EY's quarterly report said that 5.4% of all quoted firms issued warnings in the first three months of the year, the highest first quarter percentage since 2009.
These warnings were issued by 77 firms in the period, three more than the same period a year ago, although 16 fewer than the previous quarter.
Oil and gas producers and support services firms issued the most alerts to the City with eight profit warnings each during the period. This was followed by computer services firms with seven and general retailers on six.
Oil prices have fallen by about half to around 65 US dollars (£43) for a barrel of crude from last summer.
But the report also said profit warnings rose due to growing competitive pressure, geopolitical tensions and market volatility triggered by changing monetary policy expectations.
The report said increasing competition and pressure on prices contributed to 22% of profit warnings in the period.
The survey added that a number of firms remain under pressure even though GDP expanded by 2.8% in 2014 and looks set to match this pace in 2015.
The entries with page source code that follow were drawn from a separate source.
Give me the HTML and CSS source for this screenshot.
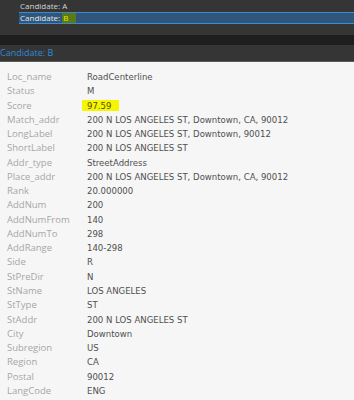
FILE: index.html
```html
<!DOCTYPE html>
<html lang="en">
  <head>
    <meta charset="UTF-8" />
    <title>Candidate</title>
    <link rel="stylesheet" href="styles.css">
  </head>
  <body>
    <div class="candidates">
      <div class="candidate">Candidate: A</div>
      <div class="candidate selected">Candidate: <span class="hit">B</span></div>
    </div>
    <div class="divider"></div>
    <div class="panel-title">Candidate: B</div>

    <div class="attrs">
      <span class="key">Loc_name</span><span class="val">RoadCenterline</span>
      <span class="key">Status</span><span class="val">M</span>
      <span class="key">Score</span><span class="val"><span class="mark">97.59</span></span>
      <span class="key">Match_addr</span><span class="val">200 N LOS ANGELES ST, Downtown, CA, 90012</span>
      <span class="key">LongLabel</span><span class="val">200 N LOS ANGELES ST, Downtown, 90012</span>
      <span class="key">ShortLabel</span><span class="val">200 N LOS ANGELES ST</span>
      <span class="key">Addr_type</span><span class="val">StreetAddress</span>
      <span class="key">Place_addr</span><span class="val">200 N LOS ANGELES ST, Downtown, CA, 90012</span>
      <span class="key">Rank</span><span class="val">20.000000</span>
      <span class="key">AddNum</span><span class="val">200</span>
      <span class="key">AddNumFrom</span><span class="val">140</span>
      <span class="key">AddNumTo</span><span class="val">298</span>
      <span class="key">AddRange</span><span class="val">140-298</span>
      <span class="key">Side</span><span class="val">R</span>
      <span class="key">StPreDir</span><span class="val">N</span>
      <span class="key">StName</span><span class="val">LOS ANGELES</span>
      <span class="key">StType</span><span class="val">ST</span>
      <span class="key">StAddr</span><span class="val">200 N LOS ANGELES ST</span>
      <span class="key">City</span><span class="val">Downtown</span>
      <span class="key">Subregion</span><span class="val">US</span>
      <span class="key">Region</span><span class="val">CA</span>
      <span class="key">Postal</span><span class="val">90012</span>
      <span class="key">LangCode</span><span class="val">ENG</span>
    </div>
  </body>
</html>
```

FILE: styles.css
```css
body {
  margin: 0;
  background-color: #f6f6f6;
  font-family: "DejaVu Sans Condensed", "DejaVu Sans", sans-serif;
  overflow: hidden;
}
.candidates {
  background-color: #353535;
  height: 35px;
  box-sizing: border-box;
}
.candidate {
  margin-left: 19px;
  height: 12px;
  line-height: 12px;
  padding-left: 1px;
  font-family: "Open Sans", sans-serif;
  font-size: 8px;
  color: #d4d4d4;
  box-sizing: border-box;
}
.candidate.selected {
  background-color: #30577b;
  border-top: 1px solid #3c8ad0;
  border-bottom: 1px solid #3c8ad0;
  line-height: 10px;
  color: #e8e8e8;
}
.hit {
  display: inline-block;
  background-color: #5b7a12;
  color: #e8e800;
  padding: 0 8px 0 1px;
}
.divider {
  height: 10px;
  background-color: #1e1e1e;
}
.panel-title {
  height: 16px;
  line-height: 15px;
  background-color: #353535;
  color: #2f8ad6;
  font-family: "Open Sans", sans-serif;
  font-size: 9px;
  border-bottom: 1px solid #5a5a5a;
}
.attrs {
  display: grid;
  grid-template-columns: 80px auto;
  grid-auto-rows: 14.27px;
  padding: 8px 0 0 7px;
  font-size: 9.5px;
  line-height: 14.27px;
}
.key {
  color: #a6a6a6;
  font-family: "Open Sans", sans-serif;
  font-size: 9.5px;
}
.val {
  color: #505050;
  white-space: nowrap;
}
.mark {
  display: inline-block;
  background-color: #f6f600;
  margin-left: -5px;
  padding: 0 8px 0 5px;
  line-height: 11px;
  color: #555000;
}
```
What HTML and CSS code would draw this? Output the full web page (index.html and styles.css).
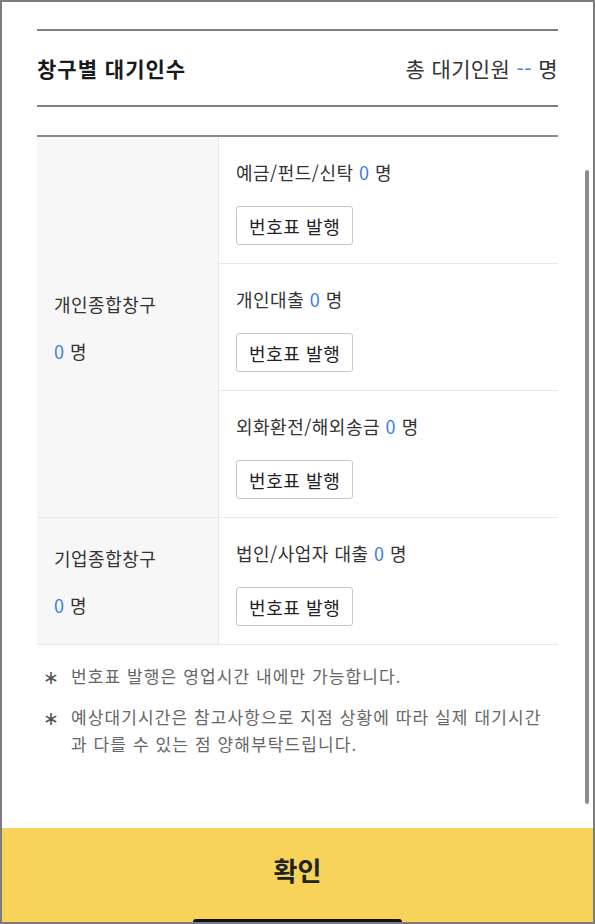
FILE: index.html
```html
<!DOCTYPE html>
<html lang="ko">
<head>
   <meta charset="UTF-8">
   <title>창구별 대기인수</title>
   <link rel="stylesheet" href="styles.css">
</head>
<body>
<div class="screen">
   <div class="content">
      <div class="summary">
         <h2 class="summary_title">창구별 대기인수</h2>
         <div class="summary_total">총 대기인원 <span class="num">--</span> 명</div>
      </div>

      <table class="queue">
         <tr>
            <th rowspan="3">
               <div class="group_name">개인종합창구</div>
               <div class="group_count"><span class="num">0</span> 명</div>
            </th>
            <td>
               <div class="window_name">예금/펀드/신탁 <span class="num">0</span> 명</div>
               <button class="ticket">번호표 발행</button>
            </td>
         </tr>
         <tr>
            <td>
               <div class="window_name">개인대출 <span class="num">0</span> 명</div>
               <button class="ticket">번호표 발행</button>
            </td>
         </tr>
         <tr>
            <td>
               <div class="window_name">외화환전/해외송금 <span class="num">0</span> 명</div>
               <button class="ticket">번호표 발행</button>
            </td>
         </tr>
         <tr>
            <th>
               <div class="group_name">기업종합창구</div>
               <div class="group_count"><span class="num">0</span> 명</div>
            </th>
            <td>
               <div class="window_name">법인/사업자 대출 <span class="num">0</span> 명</div>
               <button class="ticket">번호표 발행</button>
            </td>
         </tr>
      </table>

      <ul class="notes">
         <li><span class="mark">∗</span><span>번호표 발행은 영업시간 내에만 가능합니다.</span></li>
         <li><span class="mark">∗</span><span>예상대기시간은 참고사항으로 지점 상황에 따라 실제 대기시간과 다를 수 있는 점 양해부탁드립니다.</span></li>
      </ul>
   </div>

   <button class="confirm">확인</button>

   <div class="scrollbar"></div>
   <div class="home_bar"></div>
</div>
</body>
</html>
```

FILE: styles.css
```css
* {
   box-sizing: border-box;
}

body {
   margin: 0;
   font-family: "Noto Sans CJK KR", "Noto Sans", sans-serif;
   color: #333;
}

.screen {
   position: relative;
   display: flex;
   flex-direction: column;
   width: 595px;
   height: 924px;
   border: 2px solid #7c7c7c;
   overflow: hidden;
   background: #fff;
}

.content {
   flex: 1;
   padding: 27px 35px 0;
}

.num {
   color: #3b7de4;
}

/* summary */
.summary {
   display: flex;
   justify-content: space-between;
   align-items: center;
   height: 78px;
   border-top: 2px solid #7f7f7f;
   border-bottom: 2px solid #7f7f7f;
}

.summary_title {
   margin: 0;
   font-size: 21px;
   font-weight: bold;
   color: #1a1a1a;
   letter-spacing: 1px;
}

.summary_total {
   font-size: 21px;
   color: #333;
   letter-spacing: 0.4px;
}

/* table */
.queue {
   width: 100%;
   margin-top: 28px;
   border-spacing: 0;
   border-top: 2px solid #8a8a8a;
}

.queue th {
   width: 182px;
   padding: 0 17px;
   text-align: left;
   font-weight: normal;
   vertical-align: middle;
   background: #f7f7f7;
   border-right: 1px solid #e8e8e8;
   border-bottom: 1px solid #e8e8e8;
}

.queue td {
   padding: 21px 17px 18px;
   border-bottom: 1px solid #e8e8e8;
   vertical-align: top;
}

.group_name,
.group_count,
.window_name {
   font-size: 18px;
   line-height: 28px;
   color: #333;
   letter-spacing: 0.5px;
}

.group_count {
   margin-top: 19px;
}

.window_name {
   margin-bottom: 20px;
}

.ticket {
   display: block;
   height: 39px;
   padding: 0 12px;
   font-family: inherit;
   font-size: 18px;
   letter-spacing: 0.6px;
   color: #222;
   background: #fff;
   border: 1px solid #c8c8c8;
   border-radius: 3px;
}

/* notes */
.notes {
   margin: 17px 0 0;
   padding: 0;
   list-style: none;
}

.notes li {
   display: flex;
   font-size: 17px;
   line-height: 27px;
   color: #666;
   letter-spacing: 1.1px;
}

.notes li + li {
   margin-top: 14px;
}

.notes .mark {
   flex: none;
   width: 34px;
   padding-left: 6px;
   font-size: 19px;
   color: #555;
}

/* bottom */
.confirm {
   flex: none;
   height: 94px;
   padding: 0 0 12px;
   font-family: inherit;
   font-size: 26px;
   font-weight: bold;
   color: #222;
   background: #f7d35a;
   border: none;
}

.scrollbar {
   position: absolute;
   top: 168px;
   right: 4px;
   width: 4px;
   height: 634px;
   background: #8c8c8c;
   border-radius: 2px;
}

.home_bar {
   position: absolute;
   bottom: -3px;
   left: 191px;
   width: 209px;
   height: 6px;
   background: #111;
   border-radius: 3px;
}
```
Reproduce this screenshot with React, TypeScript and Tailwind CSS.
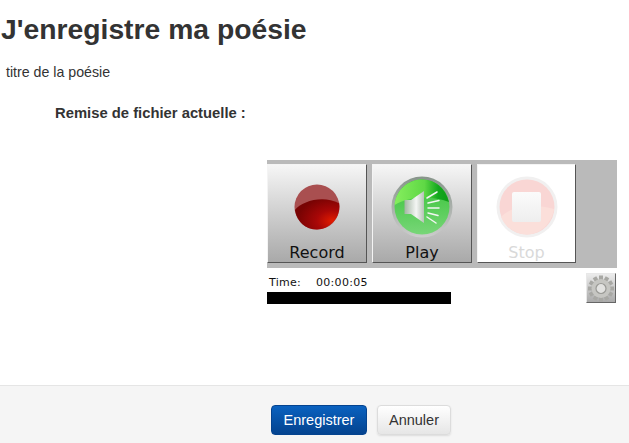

Wages have also recently started to consistently run ahead of prices for the first time in six years.
However, Alan Hudson, EY's head of restructuring for UK & Ireland, said: "This is still a tough environment in which to plan and forecast.
"The recovery hasn't increased predictability and companies still have little room for manoeuvre when things go wrong, such as a lost contract, adverse currency movement or a price drop."
The support services sector issued four fewer profit warnings than the same period last year. However, this comes on the back of 18 profit warnings in the final three months of 2014, a year that brought the highest number of warnings since 2009 in a sector that is particularly vulnerable to delayed or cancelled contracts.
Mr Hudson said: "Businesses need to constantly monitor and be vigilant for underperforming contracts. The implications of failure are often significant, from loss of contract to reputational damage."
The report said the retailer sector's six profits warnings in the period were the same as last year, and a long way from tougher periods when the sector reported a figure in the high-teens in the post-Christmas quarter.
It said the change for retailers reflected the improved consumer outlook and real wage increases.
Jessica Clayton, EY transaction advisory services partner and retail specialist, said: "The issue, as ever for retailers, is translating this improving consumer outlook into higher sales, whilst also protecting their margins.
"Many retailers have found themselves in a margin squeeze, caught between the need to price competitively to attract value hungry customers and the rising cost of standing out from the crowd, which is increasingly necessary to capture and maintain dwindling consumer loyalty."
The report said it expected the number of UK profit warnings to fall, but not by as much as in previous recovery cycles. It said companies still have little room for manoeuvre when things go wrong, due to geopolitical uncertainties, the timing of rate hikes in the US and volatile currencies.